Ed Miliband says clean energy transition can 'turn around fortunes' for towns like Lowestoft

The Energy Secretary has been on a tour of the outer harbour in the town.

Ed Miliband
Author: Shaunna BurnsPublished 23rd Jan 2025

Ed Miliband said the clean energy transition can "turn around the fortunes" of towns like Lowestoft in Suffolk as he defended infrastructure plans that could affect the wider region.

After facing years of decline in its fishing and tourism industries, the coastal town is growing into an energy hub that supports offshore wind farms in development in the southern North Sea.

During a visit to a new £35 million redevelopment project in the outer harbour, the Energy Secretary described Lowestoft's ongoing transformation as "incredibly exciting".

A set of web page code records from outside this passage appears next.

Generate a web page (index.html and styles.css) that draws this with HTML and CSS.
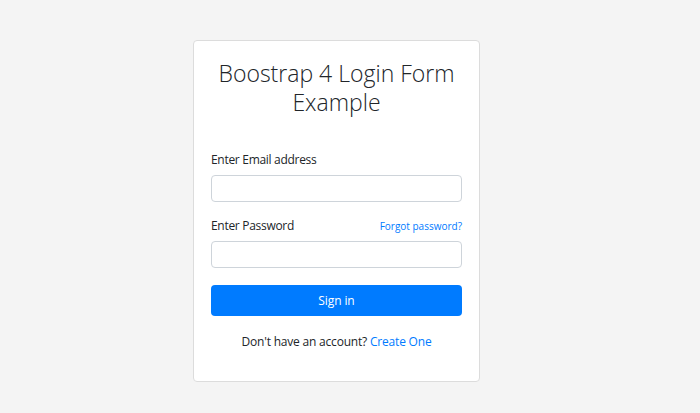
FILE: index.html
```html
<!DOCTYPE html>
<html>
<head>
<meta charset="utf-8">
<link rel="stylesheet" href="styles.css">
</head>
<body>
<div class="page">
  <div class="wrap">
    <div class="card">
      <h1 class="title">Boostrap 4 Login Form Example</h1>
      <form class="form">
        <div class="group">
          <div class="label-row"><label class="label">Enter Email address</label></div>
          <input class="input" type="email">
        </div>
        <div class="group">
          <div class="label-row">
            <label class="label">Enter Password</label>
            <a class="forgot" href="#">Forgot password?</a>
          </div>
          <input class="input" type="password">
        </div>
        <button class="btn" type="button">Sign in</button>
        <p class="signup">Don't have an account? <a class="link" href="#">Create One</a></p>
      </form>
    </div>
  </div>
</div>
</body>
</html>
```
FILE: styles.css
```css
* { box-sizing: border-box; }
html, body { margin: 0; padding: 0; }
body {
  background: #f4f4f4;
  font-family: "Open Sans", "Noto Sans", sans-serif;
  color: #212529;
  font-size: 12px;
}
.page {
  display: flex;
  justify-content: center;
  padding-top: 40px;
}
.wrap { width: 314px; }
.card {
  width: 287px;
  height: 342px;
  background: #fff;
  border: 1px solid #dcdcdc;
  border-radius: 4px;
  padding: 18px 17px 0;
}
.title {
  margin: 0;
  font-weight: 300;
  font-size: 23px;
  line-height: 29px;
  text-align: center;
  color: #212529;
}
.form { margin-top: 34px; display: flex; flex-direction: column; }
.group { display: flex; flex-direction: column; margin-bottom: 15px; }
.group:last-of-type { margin-bottom: 17px; }
.label-row {
  display: flex;
  justify-content: space-between;
  align-items: baseline;
  margin-bottom: 6px;
  line-height: 18px;
}
.label { font-size: 12px; letter-spacing: -0.3px; }
.forgot { font-size: 10px; color: #007bff; text-decoration: none; }
.input {
  height: 27px;
  border: 1px solid #ced4da;
  border-radius: 4px;
  background: #fff;
  font: inherit;
}
.btn {
  height: 31px;
  border: none;
  border-radius: 4px;
  background: #007bff;
  color: #fff;
  font: inherit;
  font-size: 12px;
  letter-spacing: -0.1px;
}
.signup { text-align: center; margin: 17px 0 0; line-height: 18px; letter-spacing: -0.2px; }
.link { color: #007bff; text-decoration: none; }
```
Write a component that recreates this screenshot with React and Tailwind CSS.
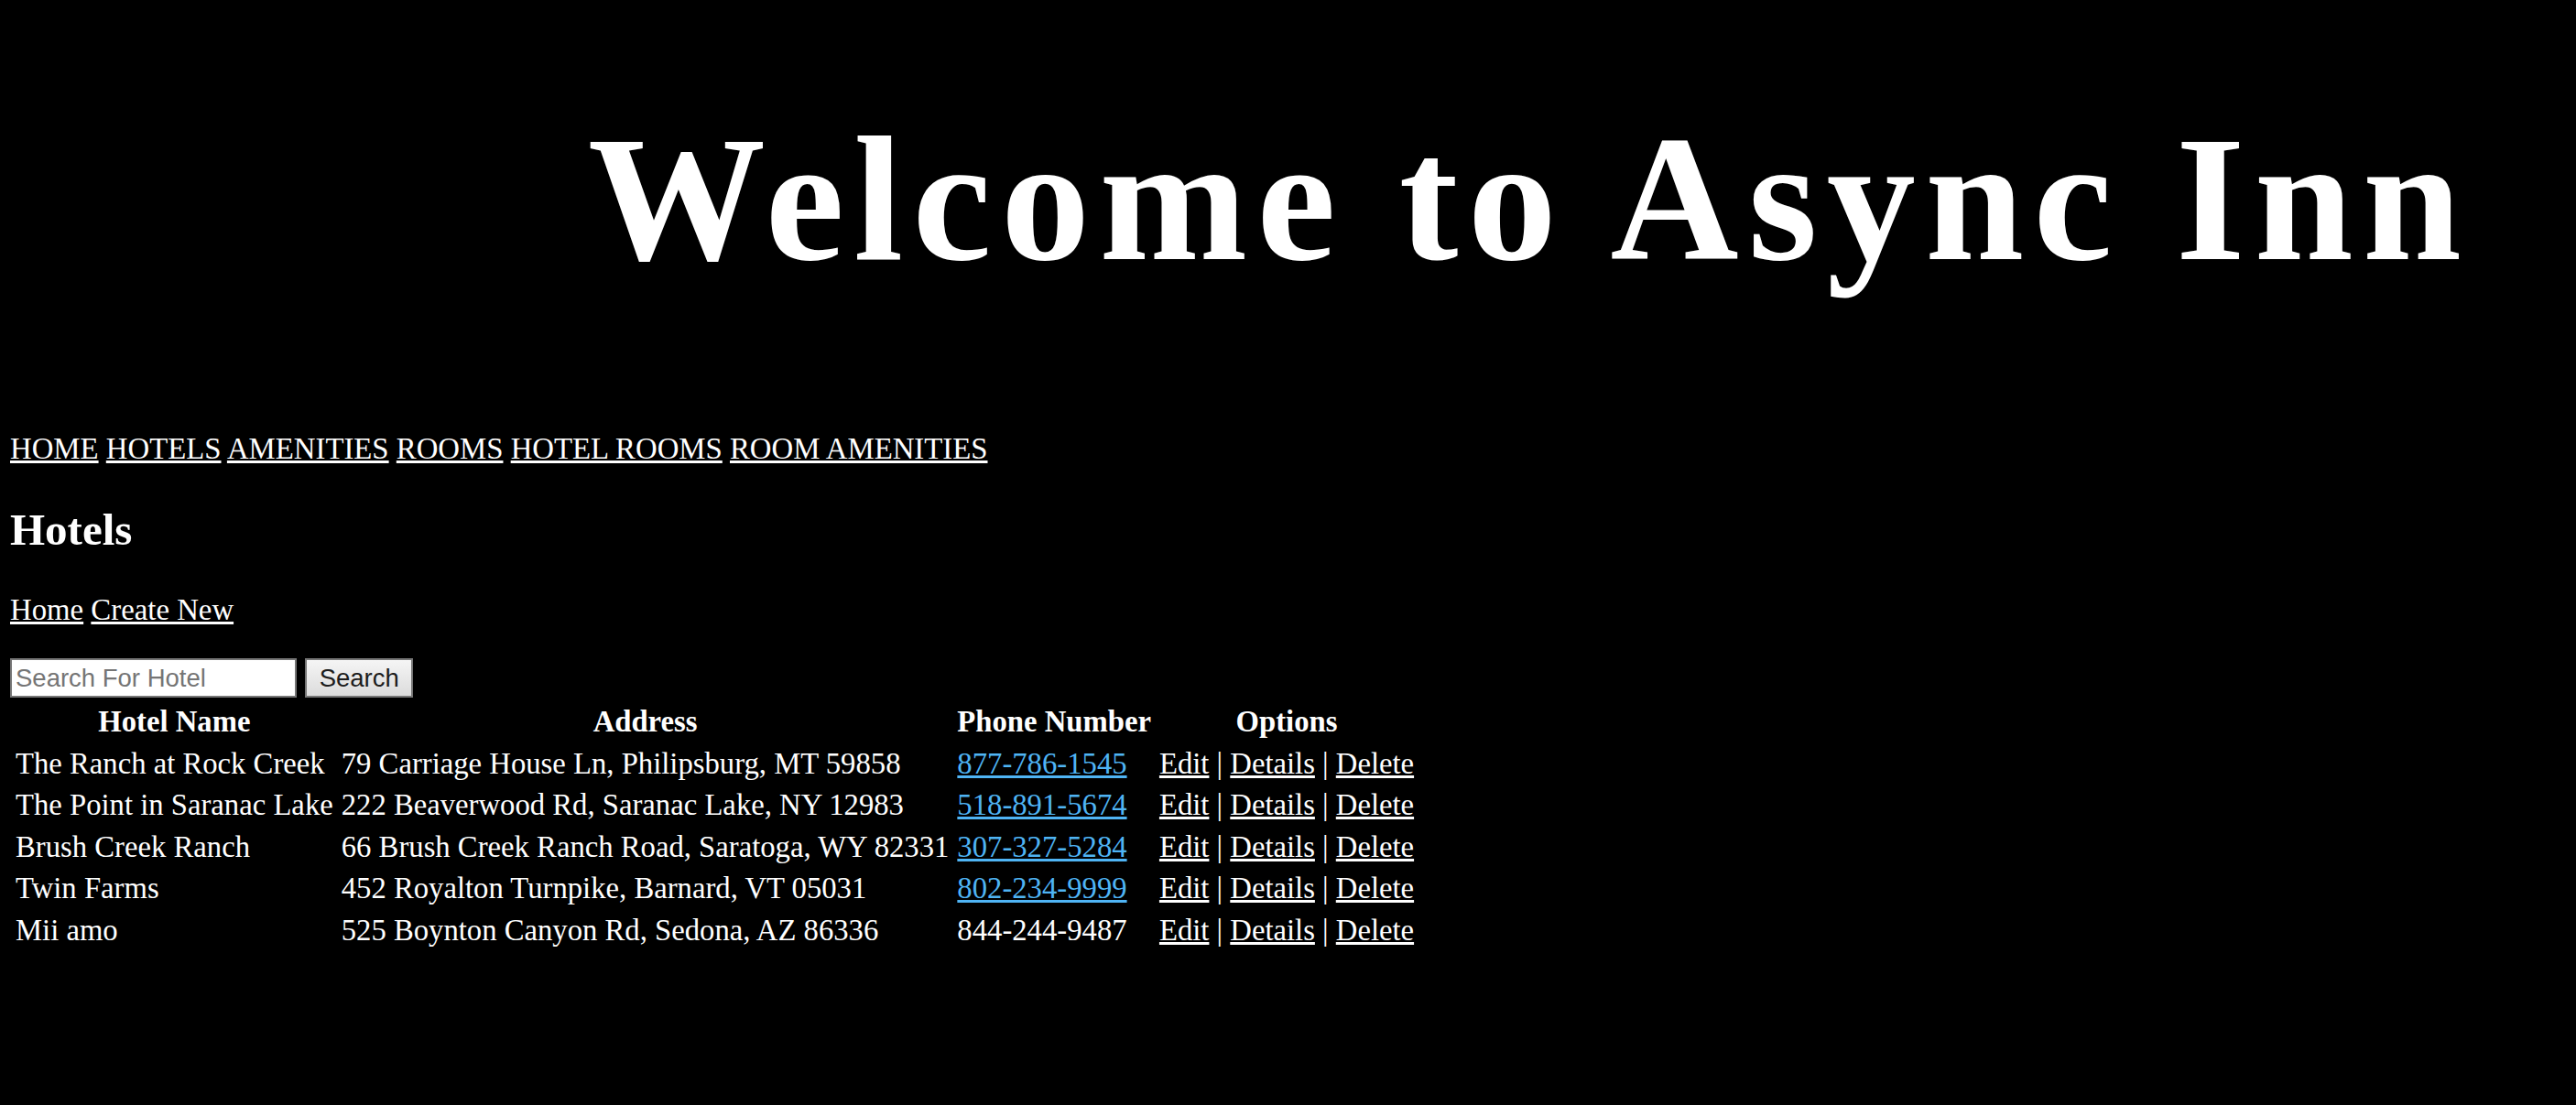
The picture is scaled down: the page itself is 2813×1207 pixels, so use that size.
import React from 'react';

const navLinks = ['HOME', 'HOTELS', 'AMENITIES', 'ROOMS', 'HOTEL ROOMS', 'ROOM AMENITIES'];

const hotels = [
    { name: 'The Ranch at Rock Creek', address: '79 Carriage House Ln, Philipsburg, MT 59858', phone: '877-786-1545', link: true },
    { name: 'The Point in Saranac Lake', address: '222 Beaverwood Rd, Saranac Lake, NY 12983', phone: '518-891-5674', link: true },
    { name: 'Brush Creek Ranch', address: '66 Brush Creek Ranch Road, Saratoga, WY 82331', phone: '307-327-5284', link: true },
    { name: 'Twin Farms', address: '452 Royalton Turnpike, Barnard, VT 05031', phone: '802-234-9999', link: true },
    { name: 'Mii amo', address: '525 Boynton Canyon Rd, Sedona, AZ 86336', phone: '844-244-9487', link: false },
];

export default function App() {
    return (
        <div className="min-h-screen bg-black text-white font-['Liberation_Serif','Times_New_Roman',serif] text-[32.8px] leading-[normal]">
            <header>
                <h1 className="pt-[106px] pl-[642px] text-[194px] font-bold tracking-[10.4px] leading-[normal] whitespace-nowrap">
                    Welcome to Async Inn
                </h1>
            </header>

            <nav className="mt-[143px] px-[11px]">
                {navLinks.map((l, i) => (
                    <React.Fragment key={l}>
                        {i > 0 && ' '}
                        <a href="#" className="underline">{l}</a>
                    </React.Fragment>
                ))}
            </nav>

            <main className="px-[11px]">
                <h2 className="mt-[41px] text-[49px] font-bold leading-[normal]">Hotels</h2>

                <p className="mt-[41px]">
                    <a href="#" className="underline">Home</a>{' '}
                    <a href="#" className="underline">Create New</a>
                </p>

                <form className="mt-[34px] flex items-center gap-[9px]" onSubmit={(e) => e.preventDefault()}>
                    <input
                        type="text"
                        placeholder="Search For Hotel"
                        className="w-[313px] h-[43.4px] bg-white border-2 border-[#767676] px-[4px] text-black text-[27.5px] font-['Liberation_Sans',Arial,sans-serif] placeholder:text-[#757575] outline-none"
                    />
                    <button
                        type="submit"
                        className="w-[118.4px] h-[43.4px] bg-linear-to-b from-[#f5f5f5] to-[#dcdcdc] border-2 border-[#767676] text-[#1c1c1c] text-[27.5px] font-['Liberation_Sans',Arial,sans-serif] leading-none"
                    >
                        Search
                    </button>
                </form>

                <table className="mt-[2px] border-separate border-spacing-[3px] text-[32.7px]">
                    <thead>
                        <tr>
                            <th className="px-[3px] py-[3px] leading-[36.5px] font-bold text-center">Hotel Name</th>
                            <th className="px-[3px] py-[3px] leading-[36.5px] font-bold text-center">Address</th>
                            <th className="px-[3px] py-[3px] leading-[36.5px] font-bold text-center">Phone Number</th>
                            <th className="px-[3px] py-[3px] leading-[36.5px] font-bold text-center">Options</th>
                        </tr>
                    </thead>
                    <tbody>
                        {hotels.map((h) => (
                            <tr key={h.name}>
                                <td className="px-[3px] py-[3px] leading-[36.5px] whitespace-nowrap">{h.name}</td>
                                <td className="px-[3px] py-[3px] leading-[36.5px] whitespace-nowrap">{h.address}</td>
                                <td className="px-[3px] py-[3px] leading-[36.5px] whitespace-nowrap">
                                    {h.link ? (
                                        <a href="#" className="text-[#4fb4f4] underline">{h.phone}</a>
                                    ) : (
                                        h.phone
                                    )}
                                </td>
                                <td className="px-[3px] py-[3px] leading-[36.5px] whitespace-nowrap">
                                    <a href="#" className="underline">Edit</a> |{' '}
                                    <a href="#" className="underline">Details</a> |{' '}
                                    <a href="#" className="underline">Delete</a>
                                </td>
                            </tr>
                        ))}
                    </tbody>
                </table>
            </main>
        </div>
    );
}
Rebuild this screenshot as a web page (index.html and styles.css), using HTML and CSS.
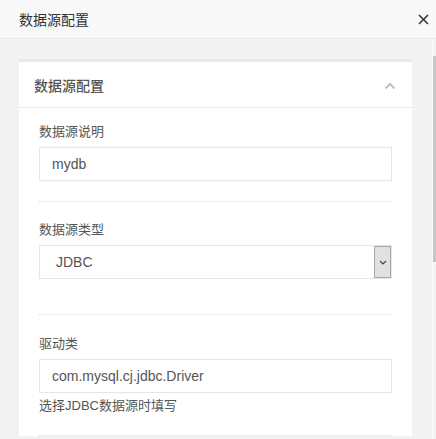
FILE: index.html
```html
<!DOCTYPE html>
<html lang="zh">
<head>
<meta charset="utf-8">
<title>数据源配置</title>
<link rel="stylesheet" href="styles.css">
</head>
<body>
<div class="dialog">
  <header class="dialog-header">
    <span class="dialog-title">数据源配置</span>
    <svg class="close-icon" width="11" height="11" viewBox="0 0 11 11"><path d="M1 1L10 10M10 1L1 10" stroke="#333" stroke-width="1.5" fill="none"/></svg>
  </header>
  <div class="dialog-main">
    <div class="dialog-content">
      <section class="card">
        <div class="card-header">
          <span class="card-title">数据源配置</span>
          <svg class="collapse-icon" width="12" height="8" viewBox="0 0 12 8"><path d="M1.5 6.5L6 2L10.5 6.5" stroke="#c2c2c2" stroke-width="2.2" fill="none"/></svg>
        </div>
        <div class="card-body">
          <div class="field field-first">
            <div class="field-label">数据源说明</div>
            <div class="text-input">mydb</div>
          </div>
          <div class="field field-select">
            <div class="field-label">数据源类型</div>
            <div class="select-input">
              <span class="select-value">JDBC</span>
              <span class="select-button">
                <svg width="8" height="5" viewBox="0 0 8 5"><path d="M1 1L4 4L7 1" stroke="#444" stroke-width="1.2" fill="none"/></svg>
              </span>
            </div>
          </div>
          <div class="field field-driver">
            <div class="field-label">驱动类</div>
            <div class="text-input">com.mysql.cj.jdbc.Driver</div>
            <div class="field-help">选择JDBC数据源时填写</div>
          </div>
        </div>
      </section>
    </div>
    <div class="scrollbar"><div class="scroll-thumb"></div></div>
  </div>
</div>
</body>
</html>
```
FILE: styles.css
```css
html, body {
  margin: 0;
  padding: 0;
}
body {
  width: 436px;
  height: 439px;
  overflow: hidden;
  font-family: "Liberation Sans", "Noto Sans CJK SC", sans-serif;
  background: #f2f2f2;
}
.dialog {
  display: flex;
  flex-direction: column;
  height: 439px;
}
.dialog-header {
  height: 39px;
  box-sizing: border-box;
  border-bottom: 1px solid #e8e8e8;
  background: #f8f8f8;
  display: flex;
  align-items: center;
  justify-content: space-between;
  padding: 0 7px 0 19px;
}
.dialog-title {
  font-size: 14px;
  color: #333;
}
.close-icon {
  display: block;
}
.dialog-main {
  flex: 1;
  display: flex;
  min-height: 0;
}
.dialog-content {
  flex: 1;
  padding: 20px 20px 0 19px;
  overflow: hidden;
}
.scrollbar {
  width: 4px;
  box-sizing: border-box;
  border-left: 1px solid #fbfbfb;
  background: #f4f4f4;
  padding-top: 17px;
}
.scroll-thumb {
  height: 206px;
  background: #c6c6c6;
}
.card {
  background: #fff;
  border-top: 3px solid #e5e8ec;
}
.card-header {
  height: 46px;
  box-sizing: border-box;
  border-bottom: 1px solid #eaeaea;
  display: flex;
  align-items: center;
  justify-content: space-between;
  padding: 0 16px 0 15px;
}
.card-title {
  font-size: 14px;
  color: #555;
  font-weight: 500;
}
.collapse-icon {
  display: block;
  margin-top: 2px;
}
.card-body {
  padding: 0 20px;
}
.field {
  padding: 18px 0 20px;
  border-bottom: 1px dotted #dcdcdc;
}
.field-first {
  padding-top: 14px;
}
.field-select {
  padding-bottom: 35px;
}
.field-driver {
  padding-top: 19px;
}
.field-label {
  font-size: 13px;
  line-height: 20px;
  color: #555;
  margin-bottom: 5px;
}
.text-input {
  height: 34px;
  box-sizing: border-box;
  border: 1px solid #e6e6e6;
  padding: 0 12px;
  font-size: 14px;
  line-height: 32px;
  color: #555;
}
.select-input {
  height: 34px;
  box-sizing: border-box;
  border: 1px solid #e6e6e6;
  display: flex;
  align-items: stretch;
}
.select-value {
  flex: 1;
  padding-left: 16px;
  font-size: 14px;
  line-height: 32px;
  color: #555;
}
.select-button {
  width: 17px;
  box-sizing: border-box;
  border: 1px solid #a8a8a8;
  background: #e1e1e1;
  display: flex;
  align-items: center;
  justify-content: center;
}
.field-help {
  font-size: 13px;
  line-height: 19px;
  color: #555;
  margin-top: 3px;
}
```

The Lowestoft Eastern Energy Facility (Leef) is expected to create about 500 jobs and bring potential economic benefits of £1.5 billion over 60 years.

Mr Miliband toured a newly built operation service ship, which will transport workers back and forth to Dogger Bank - an unprecedentedly large network of offshore wind farms currently under construction in the North Sea.

"This shows how our clean energy mission can turn around the fortunes of a town like Lowestoft - traditionally important in employment in oil and gas," he said.

"Here we see the really really important work on the massive offshore wind turbines that can create hundreds of jobs for people, create economic growth, tackle our environmental issues - all of those things together."

"Its incredibly exciting," he added. "This isn't some theoretical jobs of the future. These are real jobs that are going to be created for people in this community."

Quizzed about concerns that the Government is not listening to local communities about the impact they could face from the transition, including hosting more substations and pylons as well as the Sizewell C nuclear project, he said: "We always look at what local people have to say.

"But this is my case, which is: we could decide that we are just going to carry on as we are, not build, and leave ourselves exposed as a country, not tackle the climate crisis, not create these good jobs which will rely on getting that infrastructure built or we can make a different choice.

"I think we were elected to make a different choice for the country, which is: yes, listen to local people, yes to make sure local communities get direct benefits for hosting the energy infrastructure, but also to build that infrastructure that is in the interest of the country."

On Government plans to reform judicial reviews which are seen to be holding up major infrastructure projects, Mr Miliband argued that local people in Suffolk still will have "recourse to the courts" to challenge them but the changes aim to prevent unnecessary delays.

"Let's make sure that that's there for people, but then let's decide as a country," he said.

"One of the problems as a country is that we haven't been making these decisions we've left ourselves exposed, we're not creating the jobs and there's a huge opportunity here, and that's what my visit to Lowestoft illustrates."

Asked about controversial plans for a long network of pylons through Norfolk, Sussex and Essex, he said: "I've got to be careful about what I say because it's a planning decision which will have to be made by my department."

He added: "I understand the concerns of local people when transmission infrastructure is built but we do need to build them because, unless we build (it), we are not going to tackle that energy insecurity as a country."

Mr Miliband also argued that putting the cables underground is "much more destructive to the countryside" as the land is dug up to bury them.

More widely, the Energy Secretary insisted the Prime Minister and Chancellor support both growth and net-zero aims.

Mr Miliband's comments come amid concerns that the Government's support for judicial review reforms, cutting regulatory red tape, and aviation expansion, all in the pursuit of growth, could pave the way for infrastructure developments that harm the environment and climate.

"The whole of the Government is committed to meeting both our growth aims - our number one priority - and our clean energy, net-zero aims," he said.

"The Prime Minister was absolutely right to say that yesterday and I think that if you talk to the Chancellor and look at what she's actually said, she is committed to both of these things as well. That is where the Government is."